Moderates (Conservatives)                 15,2% (-7,7%)

Centre Party                                      6,1% (+1,1%)

People's Party (Liberals)                    13,3% (+8,6%)

Christian Democrats                          9,1% (-2,6%)

Greens                                             4,6% (+0,1%)

Social Democrats                              39,8% (+3,5%)

Left Party                                          8,3% (-3,6%)

Others                                              3,0% (+0,4%)

Turnout 80,1% (-1,3%)

Everything is relative. In 1979 the Centre Party received 18,1% of the votes, and that was seen as a catastrophe. The Social Democrats lost the election of 1976 when they won "only"  42,7%. In that period the Christian Democrats had around 1,6% of the votes and the Left Party between 4,8% and 5,6% of the votes.

But the Swedish political landscape has drastically changed since then. Until 1991 Sweden had a very stable electorate bound to vote according to family tradition and social class. Today it is not like that. Many voters follow the trends in the society and vote for or against the present government depending on whether the economic situation is good or bad.

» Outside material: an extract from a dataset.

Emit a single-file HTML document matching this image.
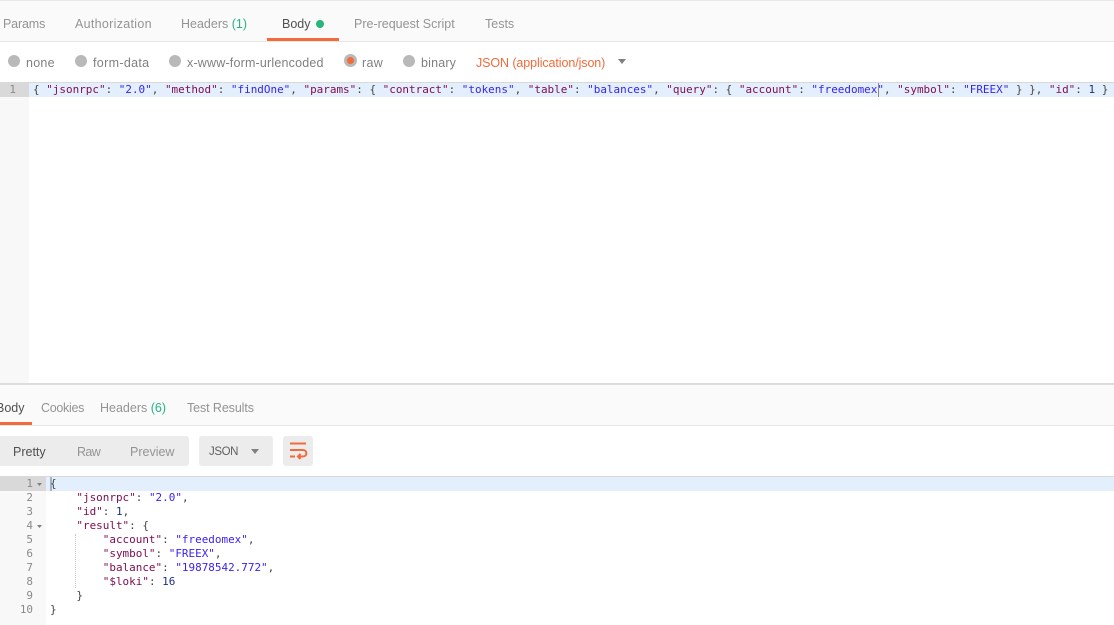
<!DOCTYPE html>
<html><head><meta charset="utf-8"><style>
html,body{margin:0;padding:0;background:#fff;}
body{width:1114px;height:625px;position:relative;overflow:hidden;font-family:"Liberation Sans",sans-serif;font-size:12.5px;color:#808080;}
.a{position:absolute;white-space:pre;line-height:16px;}
.t{color:#949494;}
.r{position:absolute;left:0;right:0;}
.g{color:#26b47f;}
.d{position:absolute;width:12px;height:12px;border-radius:50%;background:#b9b9b9;}
.m{position:absolute;white-space:pre;font-family:"DejaVu Sans Mono",monospace;font-size:10.96px;line-height:14px;color:#444;}
.k{color:#800e55;}.s{color:#3a22f0;}.n{color:#1c2f85;}
.ln{position:absolute;font-family:"DejaVu Sans Mono",monospace;font-size:10.95px;line-height:14px;color:#8a8a8a;text-align:right;white-space:pre;}
</style></head><body>
<div class="r" style="top:0;height:40px;background:#fafafa;border-top:1px solid #e8e8e8;border-bottom:1px solid #e6e6e6;box-sizing:content-box"></div>
<div class="a t" style="left:3px;top:16px;letter-spacing:-.15px">Params</div>
<div class="a t" style="left:75px;top:16px;letter-spacing:.3px">Authorization</div>
<div class="a t" style="left:181px;top:16px">Headers <span class="g">(1)</span></div>
<div class="a" style="left:282px;top:16px;color:#505050">Body</div>
<div style="position:absolute;left:316px;top:20px;width:8px;height:8px;border-radius:50%;background:#26b47f"></div>
<div class="a t" style="left:354px;top:16px">Pre-request Script</div>
<div class="a t" style="left:485px;top:16px">Tests</div>
<div style="position:absolute;left:267px;top:38px;height:3px;width:72px;background:#f26b3a"></div>

<div class="d" style="left:8px;top:54.500px"></div><div class="a" style="left:26px;top:55px;letter-spacing:.25px">none</div>
<div class="d" style="left:75px;top:54.500px"></div><div class="a" style="left:93px;top:55px;letter-spacing:.33px">form-data</div>
<div class="d" style="left:169px;top:54.500px"></div><div class="a" style="left:187px;top:55px;letter-spacing:.19px">x-www-form-urlencoded</div>
<div class="d" style="left:344px;top:54px;width:13px;height:13px"></div><div style="position:absolute;left:347px;top:57px;width:7px;height:7px;border-radius:50%;background:#f26b3a"></div><div class="a" style="left:362px;top:55px;letter-spacing:.3px">raw</div>
<div class="d" style="left:403px;top:54.500px"></div><div class="a" style="left:421px;top:55px;letter-spacing:.17px">binary</div>
<div class="a" style="left:476px;top:55px;color:#f26b3a;letter-spacing:-.09px">JSON (application/json)</div>
<svg style="position:absolute;left:617px;top:58px" width="10" height="7"><path d="M1 1H9L5 6Z" fill="#808080"/></svg>

<div class="r" style="top:82px;height:1px;background:#d9d9d9"></div>
<div style="position:absolute;left:0;top:83px;width:29px;height:300px;background:#f8f8f8"></div>
<div style="position:absolute;left:0;top:83px;width:29px;height:14px;background:#d9d9d9"></div>
<div style="position:absolute;left:29px;top:83px;right:0;height:14px;background:#e3effc"></div>
<div class="ln" style="left:0;top:83px;width:16px">1</div>
<div class="m" style="left:33px;top:83px">{ <span class="k">"jsonrpc"</span>: <span class="s">"2.0"</span>, <span class="k">"method"</span>: <span class="s">"findOne"</span>, <span class="k">"params"</span>: { <span class="k">"contract"</span>: <span class="s">"tokens"</span>, <span class="k">"table"</span>: <span class="s">"balances"</span>, <span class="k">"query"</span>: { <span class="k">"account"</span>: <span class="s">"freedomex"</span>, <span class="k">"symbol"</span>: <span class="s">"FREEX"</span> } }, <span class="k">"id"</span>: <span class="n">1</span> }</div>
<div style="position:absolute;left:878px;top:83px;width:1px;height:14px;background:#8a8a8a"></div>

<div class="r" style="top:383px;height:2px;background:#dcdcdc"></div>
<div class="r" style="top:385px;height:40px;background:#fafafa;border-bottom:1px solid #e6e6e6"></div>
<div class="a" style="left:-4px;top:400px;color:#505050">Body</div>
<div style="position:absolute;left:0;top:422px;width:32px;height:3px;background:#f26b3a"></div>
<div class="a t" style="left:41px;top:400px;letter-spacing:-.3px">Cookies</div>
<div class="a t" style="left:100px;top:400px">Headers <span class="g">(6)</span></div>
<div class="a t" style="left:187px;top:400px;letter-spacing:-.1px">Test Results</div>

<div style="position:absolute;left:-4px;top:436px;width:193px;height:30px;border-radius:3px;background:#ececec"></div>
<div class="a" style="left:13px;top:444px;color:#505050">Pretty</div>
<div class="a t" style="left:77px;top:444px;letter-spacing:-.6px">Raw</div>
<div class="a t" style="left:130px;top:444px">Preview</div>
<div style="position:absolute;left:199px;top:436px;width:74px;height:30px;border-radius:3px;background:#ececec"></div>
<div class="a" style="left:209px;top:444px;color:#606060;font-size:11.500px;letter-spacing:-.4px">JSON</div>
<svg style="position:absolute;left:250px;top:448px" width="10" height="7"><path d="M1 1H9L5 6Z" fill="#808080"/></svg>
<div style="position:absolute;left:283px;top:436px;width:30px;height:30px;border-radius:3px;background:#ececec"></div>
<svg style="position:absolute;left:283px;top:436px" width="30" height="30" fill="none" stroke="#f26b3a" stroke-width="2"><path d="M7 7.500H23M7 14H20C24.500 14 24.500 20.500 20 20.500H15M17.500 18L15 20.500L17.500 23M7 20.500H12"/></svg>

<div class="r" style="top:476px;height:1px;background:#d9d9d9"></div>
<div style="position:absolute;left:0;top:477px;width:46px;height:148px;background:#f8f8f8"></div>
<div style="position:absolute;left:0;top:477px;width:46px;height:14px;background:#d9d9d9"></div>
<div style="position:absolute;left:46px;top:477px;right:0;height:14px;background:#e3effc"></div>
<div style="position:absolute;left:50px;top:477px;width:2px;height:14px;background:#a3b2c4"></div>
<div class="ln" style="left:0;top:477px;width:33px;line-height:14px">1
2
3
4
5
6
7
8
9
10</div>
<svg style="position:absolute;left:36px;top:482px" width="7" height="5"><path d="M1 1H6L3.500 4Z" fill="#808080"/></svg>
<svg style="position:absolute;left:36px;top:524px" width="7" height="5"><path d="M1 1H6L3.500 4Z" fill="#808080"/></svg>
<div style="position:absolute;left:75px;top:534px;height:54px;border-left:1px dotted #c4c4c4"></div>
<div class="m" style="left:50px;top:477px">{
    <span class="k">"jsonrpc"</span>: <span class="s">"2.0"</span>,
    <span class="k">"id"</span>: <span class="n">1</span>,
    <span class="k">"result"</span>: {
        <span class="k">"account"</span>: <span class="s">"freedomex"</span>,
        <span class="k">"symbol"</span>: <span class="s">"FREEX"</span>,
        <span class="k">"balance"</span>: <span class="s">"19878542.772"</span>,
        <span class="k">"$loki"</span>: <span class="n">16</span>
    }
}</div>
</body></html>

The turnout has fallen in Sweden, and of course it is more obvious in working class areas. At the Social Democrats and the Left Party have gained amongst the middle class, maintaining their overall vote share.

The Social Democrats have been out of government for only very short periods since the 1930s, a situation unique in Western Europe. This has created a political atmosphere in which a huge majority is in favour of high taxes to provide for the general social welfare of all citizens. Tax cuts are feared by many. The flipside of this is that a political class of well paid Social Democratic politicians has been created - and they know very little about the life of the low paid or unemployed, whose rate of electoral participation is low.

The Social Democratic victory is no mystery. In recent years the economy has done well in Sweden and the large middle class felt satisfied with their situation, and that is why the Social Democrats did well.

Jan Å Johansson is a policy adviser to the Swedish Left Party at the European Parliament.